### EXERCISE REQUIREMENTS
Beneath this line are entries. Copy the range from the line with "Emit a web page" to the line with "const toX = bp", ends included, exactly; leave pictures out.

━━━━━━━━━━

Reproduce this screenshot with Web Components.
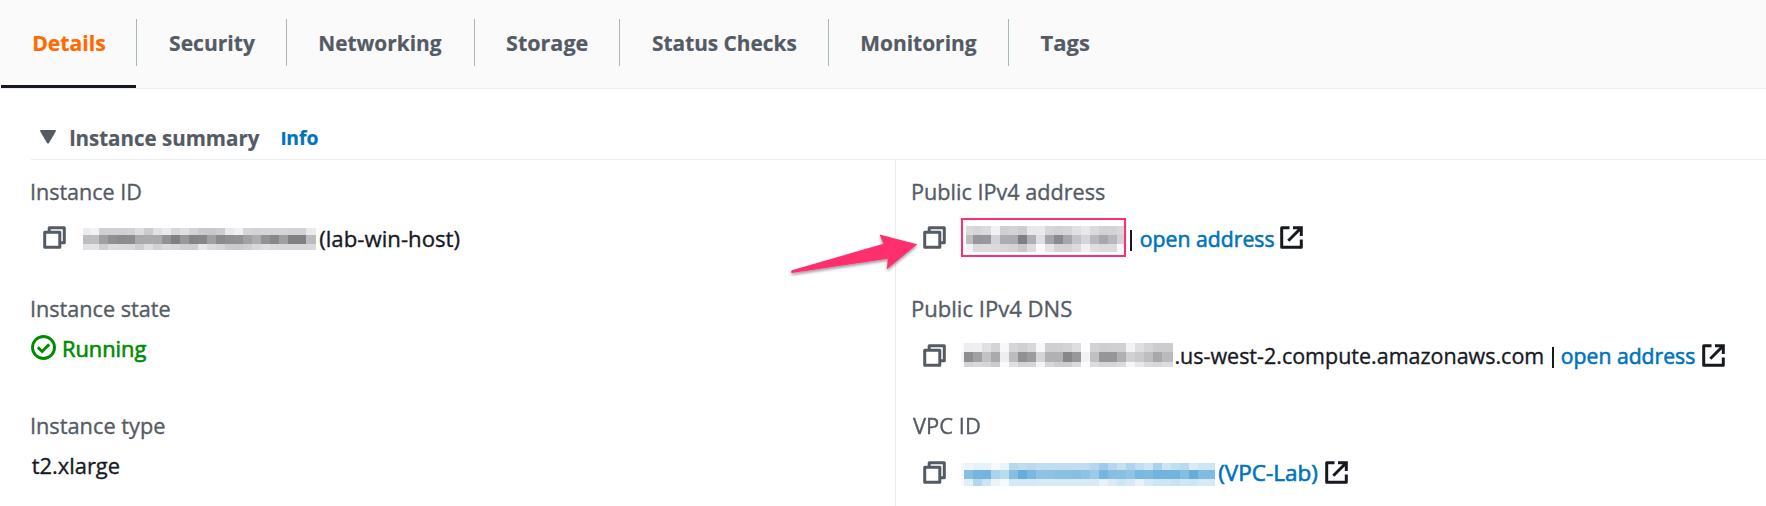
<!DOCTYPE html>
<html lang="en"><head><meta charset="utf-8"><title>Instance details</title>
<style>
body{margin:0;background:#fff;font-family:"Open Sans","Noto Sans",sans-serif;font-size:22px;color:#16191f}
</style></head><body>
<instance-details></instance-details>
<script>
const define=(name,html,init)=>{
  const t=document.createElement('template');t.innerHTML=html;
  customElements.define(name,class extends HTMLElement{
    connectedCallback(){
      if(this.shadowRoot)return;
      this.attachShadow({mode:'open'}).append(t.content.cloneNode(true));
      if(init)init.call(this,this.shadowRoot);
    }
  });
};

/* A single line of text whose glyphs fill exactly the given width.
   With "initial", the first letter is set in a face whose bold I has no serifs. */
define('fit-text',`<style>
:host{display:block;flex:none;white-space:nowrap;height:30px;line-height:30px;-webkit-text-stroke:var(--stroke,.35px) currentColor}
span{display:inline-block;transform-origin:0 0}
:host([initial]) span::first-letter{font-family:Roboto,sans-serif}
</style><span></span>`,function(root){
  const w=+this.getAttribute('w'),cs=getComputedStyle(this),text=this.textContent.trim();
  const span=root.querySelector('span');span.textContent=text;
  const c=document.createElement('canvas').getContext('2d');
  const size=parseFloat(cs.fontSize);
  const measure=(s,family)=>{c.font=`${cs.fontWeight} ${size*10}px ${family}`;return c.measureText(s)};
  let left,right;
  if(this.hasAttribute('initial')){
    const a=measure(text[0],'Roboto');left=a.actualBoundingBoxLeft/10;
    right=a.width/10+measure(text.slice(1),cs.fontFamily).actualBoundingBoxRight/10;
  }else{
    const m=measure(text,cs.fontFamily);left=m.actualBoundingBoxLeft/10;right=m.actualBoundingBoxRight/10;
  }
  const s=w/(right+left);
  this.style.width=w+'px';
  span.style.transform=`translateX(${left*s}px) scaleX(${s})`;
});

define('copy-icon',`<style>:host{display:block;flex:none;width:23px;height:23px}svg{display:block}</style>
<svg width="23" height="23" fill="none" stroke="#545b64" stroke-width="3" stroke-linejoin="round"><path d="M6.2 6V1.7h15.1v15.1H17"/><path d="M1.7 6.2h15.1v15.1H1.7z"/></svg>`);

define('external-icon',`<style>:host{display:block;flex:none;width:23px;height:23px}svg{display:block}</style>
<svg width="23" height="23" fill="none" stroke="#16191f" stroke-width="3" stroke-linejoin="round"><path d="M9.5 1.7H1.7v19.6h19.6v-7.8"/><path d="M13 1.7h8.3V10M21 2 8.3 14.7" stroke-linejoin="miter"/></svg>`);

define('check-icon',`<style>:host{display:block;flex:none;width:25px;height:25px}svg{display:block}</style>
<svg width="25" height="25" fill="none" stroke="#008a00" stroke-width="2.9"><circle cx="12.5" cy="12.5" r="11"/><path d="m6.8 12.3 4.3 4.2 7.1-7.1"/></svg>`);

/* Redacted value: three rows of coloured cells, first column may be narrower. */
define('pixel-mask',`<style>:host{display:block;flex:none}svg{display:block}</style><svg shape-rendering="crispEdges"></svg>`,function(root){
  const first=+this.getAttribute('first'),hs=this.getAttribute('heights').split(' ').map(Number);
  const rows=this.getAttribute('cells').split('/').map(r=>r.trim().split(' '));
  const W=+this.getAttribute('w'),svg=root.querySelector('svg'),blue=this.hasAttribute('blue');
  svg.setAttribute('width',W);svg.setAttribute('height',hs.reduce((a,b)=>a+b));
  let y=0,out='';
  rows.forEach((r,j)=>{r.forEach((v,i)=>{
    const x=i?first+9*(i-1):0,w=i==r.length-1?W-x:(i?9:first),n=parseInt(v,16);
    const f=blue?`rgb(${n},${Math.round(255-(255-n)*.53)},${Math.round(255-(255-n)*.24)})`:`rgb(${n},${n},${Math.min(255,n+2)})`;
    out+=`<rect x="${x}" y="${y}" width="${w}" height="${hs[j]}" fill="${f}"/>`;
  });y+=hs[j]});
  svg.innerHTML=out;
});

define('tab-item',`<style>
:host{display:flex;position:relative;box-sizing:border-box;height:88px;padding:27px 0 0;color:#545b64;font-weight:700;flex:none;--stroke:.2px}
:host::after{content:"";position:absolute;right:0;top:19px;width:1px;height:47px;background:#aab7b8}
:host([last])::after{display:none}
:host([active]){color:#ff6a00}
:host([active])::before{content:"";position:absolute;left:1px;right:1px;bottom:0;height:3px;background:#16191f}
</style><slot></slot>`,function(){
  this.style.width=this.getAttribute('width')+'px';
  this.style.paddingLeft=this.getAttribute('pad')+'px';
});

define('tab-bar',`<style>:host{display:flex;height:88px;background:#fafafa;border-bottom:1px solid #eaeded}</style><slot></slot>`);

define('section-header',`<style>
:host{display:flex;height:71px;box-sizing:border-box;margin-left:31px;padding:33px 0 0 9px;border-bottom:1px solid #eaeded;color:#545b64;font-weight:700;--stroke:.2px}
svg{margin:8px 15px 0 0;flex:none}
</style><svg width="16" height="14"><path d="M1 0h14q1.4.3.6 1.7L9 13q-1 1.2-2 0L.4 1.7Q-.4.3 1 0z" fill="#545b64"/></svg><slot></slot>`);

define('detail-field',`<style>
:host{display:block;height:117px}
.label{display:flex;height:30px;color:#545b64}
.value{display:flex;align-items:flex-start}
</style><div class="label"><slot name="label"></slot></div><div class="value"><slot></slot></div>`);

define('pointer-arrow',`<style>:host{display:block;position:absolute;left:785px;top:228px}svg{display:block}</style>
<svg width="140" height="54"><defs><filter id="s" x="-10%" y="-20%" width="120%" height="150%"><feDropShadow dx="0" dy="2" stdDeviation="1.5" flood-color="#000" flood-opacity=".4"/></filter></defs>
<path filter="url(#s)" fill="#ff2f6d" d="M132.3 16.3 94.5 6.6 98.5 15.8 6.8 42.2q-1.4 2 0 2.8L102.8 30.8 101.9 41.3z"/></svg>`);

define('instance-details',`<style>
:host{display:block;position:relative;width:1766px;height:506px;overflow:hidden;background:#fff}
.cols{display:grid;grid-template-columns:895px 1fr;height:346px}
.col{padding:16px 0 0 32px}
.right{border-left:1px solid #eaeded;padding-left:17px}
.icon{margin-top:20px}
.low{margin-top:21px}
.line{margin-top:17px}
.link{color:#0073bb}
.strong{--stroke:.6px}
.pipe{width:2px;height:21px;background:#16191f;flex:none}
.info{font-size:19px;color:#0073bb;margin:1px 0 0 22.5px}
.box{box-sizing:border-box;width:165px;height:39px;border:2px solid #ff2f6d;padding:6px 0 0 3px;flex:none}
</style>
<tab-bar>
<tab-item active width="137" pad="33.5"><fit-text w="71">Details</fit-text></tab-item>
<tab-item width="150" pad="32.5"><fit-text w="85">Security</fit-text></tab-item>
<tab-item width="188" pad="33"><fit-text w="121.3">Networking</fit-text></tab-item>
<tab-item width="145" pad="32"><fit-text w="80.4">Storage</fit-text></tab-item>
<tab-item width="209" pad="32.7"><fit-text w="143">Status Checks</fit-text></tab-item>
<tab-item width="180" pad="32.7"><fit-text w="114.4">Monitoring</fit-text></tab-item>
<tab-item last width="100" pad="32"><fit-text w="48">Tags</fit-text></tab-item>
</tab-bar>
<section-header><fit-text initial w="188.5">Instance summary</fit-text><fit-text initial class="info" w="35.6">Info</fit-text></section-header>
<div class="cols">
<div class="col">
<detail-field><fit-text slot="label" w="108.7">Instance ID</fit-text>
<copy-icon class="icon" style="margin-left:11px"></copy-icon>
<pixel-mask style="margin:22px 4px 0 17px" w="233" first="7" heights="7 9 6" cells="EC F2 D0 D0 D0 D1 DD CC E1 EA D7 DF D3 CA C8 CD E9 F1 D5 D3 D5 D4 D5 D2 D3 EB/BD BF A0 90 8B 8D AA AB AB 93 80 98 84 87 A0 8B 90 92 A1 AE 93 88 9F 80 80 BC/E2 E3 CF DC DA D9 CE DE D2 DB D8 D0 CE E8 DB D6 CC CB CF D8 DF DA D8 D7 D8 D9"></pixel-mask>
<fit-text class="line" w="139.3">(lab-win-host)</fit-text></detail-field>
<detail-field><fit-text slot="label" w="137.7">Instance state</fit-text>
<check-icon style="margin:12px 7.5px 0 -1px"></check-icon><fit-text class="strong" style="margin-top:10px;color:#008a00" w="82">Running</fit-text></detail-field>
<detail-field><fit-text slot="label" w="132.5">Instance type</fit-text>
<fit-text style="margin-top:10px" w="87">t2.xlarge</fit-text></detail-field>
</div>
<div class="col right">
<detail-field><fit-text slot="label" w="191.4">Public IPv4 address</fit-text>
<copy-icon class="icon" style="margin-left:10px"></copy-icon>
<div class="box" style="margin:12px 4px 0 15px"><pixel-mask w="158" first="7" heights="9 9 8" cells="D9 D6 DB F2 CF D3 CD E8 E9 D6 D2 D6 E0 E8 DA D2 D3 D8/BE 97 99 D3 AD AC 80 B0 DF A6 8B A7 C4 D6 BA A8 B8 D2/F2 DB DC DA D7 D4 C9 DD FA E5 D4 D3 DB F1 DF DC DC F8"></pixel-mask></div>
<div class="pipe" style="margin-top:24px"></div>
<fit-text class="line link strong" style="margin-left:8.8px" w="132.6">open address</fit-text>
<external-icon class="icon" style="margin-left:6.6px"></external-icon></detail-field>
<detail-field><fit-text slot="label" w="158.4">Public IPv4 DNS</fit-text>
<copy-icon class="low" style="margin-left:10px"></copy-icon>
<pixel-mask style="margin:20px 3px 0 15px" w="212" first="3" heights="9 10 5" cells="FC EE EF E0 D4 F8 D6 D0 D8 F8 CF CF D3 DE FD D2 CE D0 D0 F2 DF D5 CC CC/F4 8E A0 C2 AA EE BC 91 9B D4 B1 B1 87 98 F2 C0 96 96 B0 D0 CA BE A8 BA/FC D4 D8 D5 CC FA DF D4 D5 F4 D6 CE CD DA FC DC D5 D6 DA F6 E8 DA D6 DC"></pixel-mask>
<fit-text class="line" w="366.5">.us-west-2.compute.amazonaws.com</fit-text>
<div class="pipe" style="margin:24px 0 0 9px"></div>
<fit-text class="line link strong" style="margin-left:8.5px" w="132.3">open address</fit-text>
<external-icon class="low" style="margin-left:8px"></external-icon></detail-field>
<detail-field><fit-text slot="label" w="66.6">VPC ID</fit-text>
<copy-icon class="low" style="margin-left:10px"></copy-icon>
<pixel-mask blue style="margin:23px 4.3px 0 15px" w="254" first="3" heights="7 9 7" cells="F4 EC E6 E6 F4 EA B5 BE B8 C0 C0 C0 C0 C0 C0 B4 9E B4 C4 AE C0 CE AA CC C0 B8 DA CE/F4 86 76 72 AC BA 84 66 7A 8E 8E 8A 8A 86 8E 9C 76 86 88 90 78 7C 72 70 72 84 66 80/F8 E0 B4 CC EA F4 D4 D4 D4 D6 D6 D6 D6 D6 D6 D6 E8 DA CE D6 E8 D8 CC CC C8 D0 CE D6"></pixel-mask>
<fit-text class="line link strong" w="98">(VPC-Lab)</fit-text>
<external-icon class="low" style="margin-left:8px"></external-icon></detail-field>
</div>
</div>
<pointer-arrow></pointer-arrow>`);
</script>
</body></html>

━━━━━━━━━━

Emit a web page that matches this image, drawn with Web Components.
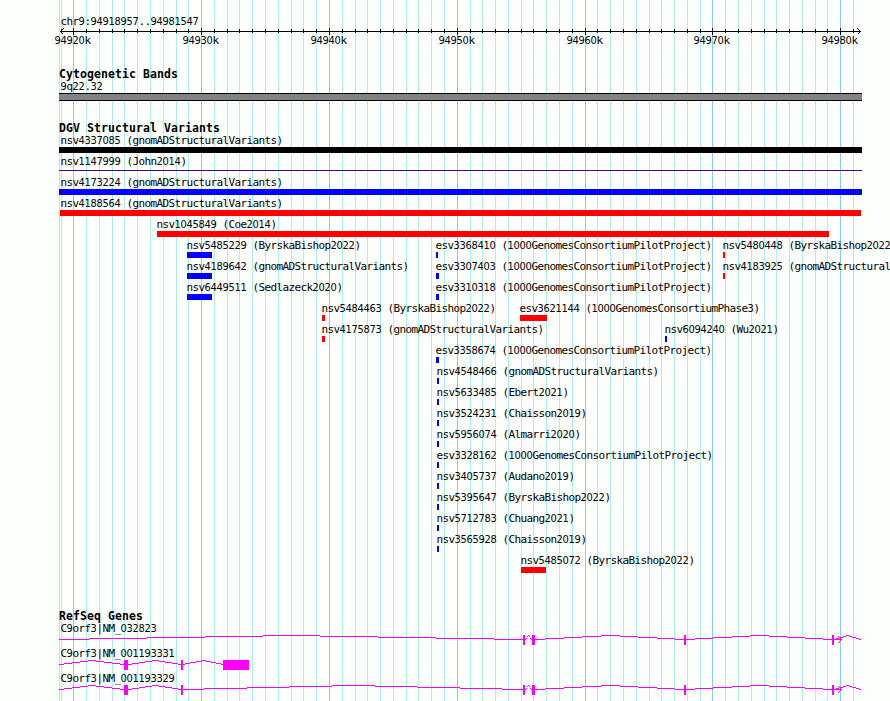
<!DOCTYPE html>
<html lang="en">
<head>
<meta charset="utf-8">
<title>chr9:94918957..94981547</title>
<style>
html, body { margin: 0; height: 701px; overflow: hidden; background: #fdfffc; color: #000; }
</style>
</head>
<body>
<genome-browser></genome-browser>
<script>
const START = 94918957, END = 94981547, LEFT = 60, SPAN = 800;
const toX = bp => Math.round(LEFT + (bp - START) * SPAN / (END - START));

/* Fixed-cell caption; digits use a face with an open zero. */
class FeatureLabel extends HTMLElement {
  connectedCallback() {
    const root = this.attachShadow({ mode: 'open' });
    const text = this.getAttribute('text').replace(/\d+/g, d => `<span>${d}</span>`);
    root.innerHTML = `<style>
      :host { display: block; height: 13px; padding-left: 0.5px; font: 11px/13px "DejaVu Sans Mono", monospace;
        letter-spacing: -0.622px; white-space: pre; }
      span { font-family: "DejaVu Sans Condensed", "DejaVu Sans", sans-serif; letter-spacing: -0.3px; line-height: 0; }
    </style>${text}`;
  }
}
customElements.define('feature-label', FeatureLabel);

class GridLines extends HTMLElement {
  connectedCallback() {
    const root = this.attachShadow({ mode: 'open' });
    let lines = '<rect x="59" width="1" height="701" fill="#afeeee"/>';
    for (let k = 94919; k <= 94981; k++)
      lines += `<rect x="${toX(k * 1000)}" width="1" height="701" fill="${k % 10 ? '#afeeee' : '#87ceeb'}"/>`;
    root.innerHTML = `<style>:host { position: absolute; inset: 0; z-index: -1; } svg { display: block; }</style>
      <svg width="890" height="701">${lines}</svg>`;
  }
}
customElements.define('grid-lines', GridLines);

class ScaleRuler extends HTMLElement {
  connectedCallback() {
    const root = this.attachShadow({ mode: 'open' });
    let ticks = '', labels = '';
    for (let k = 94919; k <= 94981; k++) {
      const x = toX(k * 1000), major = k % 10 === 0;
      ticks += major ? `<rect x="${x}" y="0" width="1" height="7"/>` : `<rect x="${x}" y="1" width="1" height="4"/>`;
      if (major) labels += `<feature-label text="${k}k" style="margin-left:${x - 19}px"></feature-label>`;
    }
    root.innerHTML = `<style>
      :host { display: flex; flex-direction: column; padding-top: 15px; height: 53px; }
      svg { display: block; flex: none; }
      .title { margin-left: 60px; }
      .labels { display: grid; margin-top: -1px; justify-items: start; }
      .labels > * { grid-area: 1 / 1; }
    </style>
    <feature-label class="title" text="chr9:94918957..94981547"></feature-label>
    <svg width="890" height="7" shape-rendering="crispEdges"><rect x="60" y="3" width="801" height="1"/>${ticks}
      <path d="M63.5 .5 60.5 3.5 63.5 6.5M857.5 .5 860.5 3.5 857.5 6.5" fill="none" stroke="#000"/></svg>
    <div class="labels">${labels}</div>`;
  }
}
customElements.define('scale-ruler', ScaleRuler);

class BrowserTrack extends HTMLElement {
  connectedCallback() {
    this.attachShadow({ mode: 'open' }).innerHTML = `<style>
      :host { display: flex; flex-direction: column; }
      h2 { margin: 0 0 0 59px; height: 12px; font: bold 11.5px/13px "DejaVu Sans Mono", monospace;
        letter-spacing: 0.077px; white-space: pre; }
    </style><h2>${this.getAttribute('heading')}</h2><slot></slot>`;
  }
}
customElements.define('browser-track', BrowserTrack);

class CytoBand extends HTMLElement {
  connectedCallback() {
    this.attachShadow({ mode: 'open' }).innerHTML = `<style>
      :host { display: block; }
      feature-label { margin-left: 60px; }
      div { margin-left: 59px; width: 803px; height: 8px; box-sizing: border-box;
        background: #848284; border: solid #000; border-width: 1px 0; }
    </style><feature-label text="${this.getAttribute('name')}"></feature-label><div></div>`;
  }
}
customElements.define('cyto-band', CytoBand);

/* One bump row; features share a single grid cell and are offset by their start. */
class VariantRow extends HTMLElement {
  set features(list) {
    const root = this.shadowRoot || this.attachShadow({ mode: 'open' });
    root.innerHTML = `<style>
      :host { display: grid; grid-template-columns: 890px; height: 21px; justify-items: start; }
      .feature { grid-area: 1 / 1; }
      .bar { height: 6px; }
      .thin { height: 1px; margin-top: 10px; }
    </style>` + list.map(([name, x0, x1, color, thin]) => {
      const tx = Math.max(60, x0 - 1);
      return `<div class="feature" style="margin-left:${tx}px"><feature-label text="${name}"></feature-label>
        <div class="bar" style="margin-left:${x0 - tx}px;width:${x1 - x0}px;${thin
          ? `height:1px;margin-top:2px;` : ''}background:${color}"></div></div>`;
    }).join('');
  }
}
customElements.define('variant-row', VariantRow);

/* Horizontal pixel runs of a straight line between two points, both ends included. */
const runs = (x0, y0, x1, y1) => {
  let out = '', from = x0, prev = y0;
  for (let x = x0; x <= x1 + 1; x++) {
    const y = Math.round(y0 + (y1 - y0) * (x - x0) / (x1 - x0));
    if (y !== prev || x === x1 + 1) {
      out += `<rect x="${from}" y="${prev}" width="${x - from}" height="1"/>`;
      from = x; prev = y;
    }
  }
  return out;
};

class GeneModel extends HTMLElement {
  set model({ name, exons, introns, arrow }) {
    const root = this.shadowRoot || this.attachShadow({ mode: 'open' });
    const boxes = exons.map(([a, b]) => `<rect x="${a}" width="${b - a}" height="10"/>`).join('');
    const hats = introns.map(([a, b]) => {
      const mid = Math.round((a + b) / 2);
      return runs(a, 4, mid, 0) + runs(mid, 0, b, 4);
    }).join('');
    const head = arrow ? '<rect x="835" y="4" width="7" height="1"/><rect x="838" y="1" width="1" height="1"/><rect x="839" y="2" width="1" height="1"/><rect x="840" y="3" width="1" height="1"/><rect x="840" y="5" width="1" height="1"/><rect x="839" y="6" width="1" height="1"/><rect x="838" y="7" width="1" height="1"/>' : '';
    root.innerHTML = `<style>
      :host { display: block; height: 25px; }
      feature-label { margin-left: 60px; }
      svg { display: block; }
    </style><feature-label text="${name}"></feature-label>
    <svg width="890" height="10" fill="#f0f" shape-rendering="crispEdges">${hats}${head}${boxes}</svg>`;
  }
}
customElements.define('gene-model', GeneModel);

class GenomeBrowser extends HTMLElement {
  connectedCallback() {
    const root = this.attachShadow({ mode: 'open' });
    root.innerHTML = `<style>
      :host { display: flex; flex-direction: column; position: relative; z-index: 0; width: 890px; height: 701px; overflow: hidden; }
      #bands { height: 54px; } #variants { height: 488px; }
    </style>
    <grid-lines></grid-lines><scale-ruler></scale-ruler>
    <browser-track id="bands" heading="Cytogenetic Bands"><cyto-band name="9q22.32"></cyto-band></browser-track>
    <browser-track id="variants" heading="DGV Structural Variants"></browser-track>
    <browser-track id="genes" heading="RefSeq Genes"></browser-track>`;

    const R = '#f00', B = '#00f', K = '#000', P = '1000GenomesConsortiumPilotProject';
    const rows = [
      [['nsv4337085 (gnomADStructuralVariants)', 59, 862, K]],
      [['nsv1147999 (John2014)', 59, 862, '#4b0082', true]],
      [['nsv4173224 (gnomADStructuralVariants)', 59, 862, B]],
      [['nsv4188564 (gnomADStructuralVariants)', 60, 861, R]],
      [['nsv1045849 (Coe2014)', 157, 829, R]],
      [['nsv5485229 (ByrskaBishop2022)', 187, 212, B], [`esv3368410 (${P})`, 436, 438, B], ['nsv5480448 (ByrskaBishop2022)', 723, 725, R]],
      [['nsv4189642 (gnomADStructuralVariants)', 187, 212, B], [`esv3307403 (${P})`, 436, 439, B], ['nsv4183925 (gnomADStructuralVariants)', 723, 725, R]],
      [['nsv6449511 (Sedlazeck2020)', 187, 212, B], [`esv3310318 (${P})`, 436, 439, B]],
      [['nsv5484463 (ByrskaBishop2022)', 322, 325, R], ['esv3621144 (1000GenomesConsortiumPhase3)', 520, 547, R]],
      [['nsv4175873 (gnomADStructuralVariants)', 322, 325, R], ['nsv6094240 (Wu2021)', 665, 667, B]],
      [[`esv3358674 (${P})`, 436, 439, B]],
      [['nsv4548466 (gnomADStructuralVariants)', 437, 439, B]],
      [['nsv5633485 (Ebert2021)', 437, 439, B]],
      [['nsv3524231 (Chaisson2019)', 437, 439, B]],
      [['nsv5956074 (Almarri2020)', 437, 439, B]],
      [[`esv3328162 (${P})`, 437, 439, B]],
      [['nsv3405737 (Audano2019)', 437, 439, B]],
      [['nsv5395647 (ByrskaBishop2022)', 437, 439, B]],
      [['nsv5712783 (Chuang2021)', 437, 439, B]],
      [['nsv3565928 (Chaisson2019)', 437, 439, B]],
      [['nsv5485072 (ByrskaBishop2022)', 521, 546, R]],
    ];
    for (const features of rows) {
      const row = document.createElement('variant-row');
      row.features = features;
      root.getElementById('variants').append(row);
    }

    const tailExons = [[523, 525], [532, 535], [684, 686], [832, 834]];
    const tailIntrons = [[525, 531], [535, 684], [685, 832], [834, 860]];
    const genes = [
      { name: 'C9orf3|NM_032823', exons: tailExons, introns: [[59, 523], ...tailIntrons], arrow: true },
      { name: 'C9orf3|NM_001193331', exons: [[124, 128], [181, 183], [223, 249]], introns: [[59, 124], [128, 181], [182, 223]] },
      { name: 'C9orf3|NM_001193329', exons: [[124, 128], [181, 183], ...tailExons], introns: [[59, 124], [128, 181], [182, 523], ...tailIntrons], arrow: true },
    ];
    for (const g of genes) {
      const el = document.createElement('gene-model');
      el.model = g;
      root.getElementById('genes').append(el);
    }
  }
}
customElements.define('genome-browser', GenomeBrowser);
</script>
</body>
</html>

━━━━━━━━━━

### WRITTEN SOLUTION
Emit a web page that matches this image, drawn with Web Components.
<!DOCTYPE html>
<html lang="en">
<head>
<meta charset="utf-8">
<title>chr9:94918957..94981547</title>
<style>
html, body { margin: 0; height: 701px; overflow: hidden; background: #fdfffc; color: #000; }
</style>
</head>
<body>
<genome-browser></genome-browser>
<script>
const START = 94918957, END = 94981547, LEFT = 60, SPAN = 800;
const toX = bp => Math.round(LEFT + (bp - START) * SPAN / (END - START));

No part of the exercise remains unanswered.